To make this sentence grammatically correct, 'that' should be used instead of, 'which'. I have an apple that i do not like
here's an explanation
The battle over whether to use which or that is one many people struggle to get right. It’s a popular grammar question and most folks want a quick rule of thumb so they can get it right.
Here it is:
If the sentence doesn’t need the clause that the word in question is connecting, use which. If it does, use that. (Pretty easy to remember, isn’t it?) Let me explain with a couple of examples.
Our office, which has two lunchrooms, is located in Cincinnati. Our office that has two lunchrooms is located in Cincinnati. These sentences are not the same. The first sentence tells us that you have just one office, and it’s located in Cincinnati. The clause which has two lunchrooms gives us additional information, but it doesn’t change the meaning of the sentence. Remove the clause and the location of our one office would still be clear: Our office is located in Cincinnati.

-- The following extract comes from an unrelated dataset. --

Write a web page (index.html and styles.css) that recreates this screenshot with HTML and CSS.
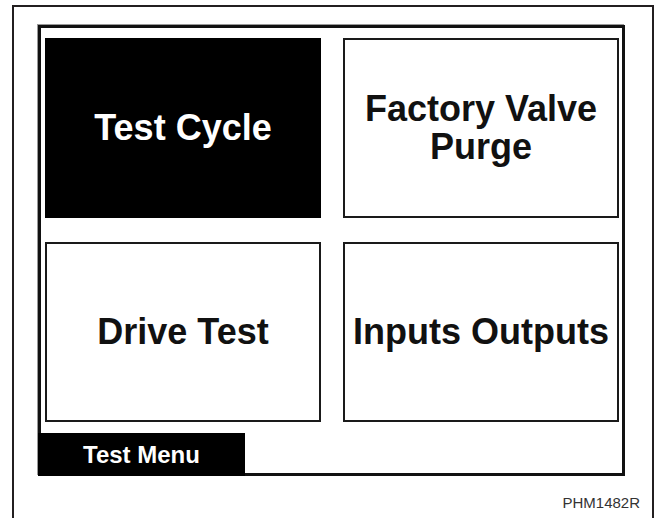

(from the editors of writer's digest
I agree it's more natural in spoken English to use 'that' in this sentence. However I think it's going too far to say 'which' is incorrect. Awkward perhaps, but certainly understandable and not at all ambiguous or misleading.
"Saya punya apel yang saya tidak suka."
Translation:I have an apple which I do not like.
"I have an apple that I do not like." = also accepted as a correct answer (I just checked it).
but what "yang" means in general? Is it an conjunctive like "that" or "which"? Or will it use in other way too?